Our second "chase" was across US-160 through southern Colorado. Another beautiful thunderstorm had formed near Durango, CO and we could track right along with it as we crossed the Rocky Mountains. The chase was by far my highest chase, as it brought us to an elevation of 10,857 feet as we crossed the Continental Divide. It was really neat watching the storm interact with the mountains, but the mountains were never able to quite tear it apart. We were finally able to punch out from underneath it as we came down into a valley east of the primary range of the Rockies. We had a spectacular drive across the Front Range with the sun setting behind the storm and the mountains to the west.
July/August: More Chasing in the Mountains
I knocked off chasing in the final US Time Zone as I headed east to visit my family in New England. On the drive back to Oklahoma, I encountered severe thunderstorms crossing the Appalachian Mountains on I-80 in Pennsylvania. These storms were much better organized than the storms in Colorado and the lower elevations of the Appalachians did not effect the storms at all. It was a rather impressive few lines of severe storms, as I picked them up near the Delaware Water Gap in New Jersey and stuck with them for nearly the entire 300-mile trek across Pennsylvania. There were some pretty nice looking photo opps, but the most impressive was of the cumulonimbus towers on the back side of the storms after dropping out of the mountains on the west side.

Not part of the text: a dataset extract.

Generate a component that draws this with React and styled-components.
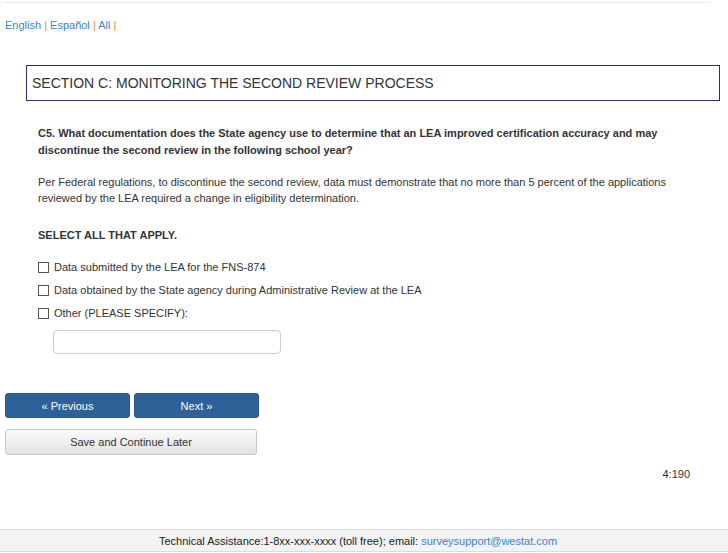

The fall season this year ended up not really doing much. We had a brief threat of severe weather on October 13th, but the storms had lost much of their punch by the time they approached the I-35 corridor. I got a couple decent shots, but nothing really worth writing home about. It was a little disappointing after the Quakenado/Oklageddon we had on November 7th of last year, but at least now the start of the spring season is only a few short months away.
Have a great holiday season and a great new year!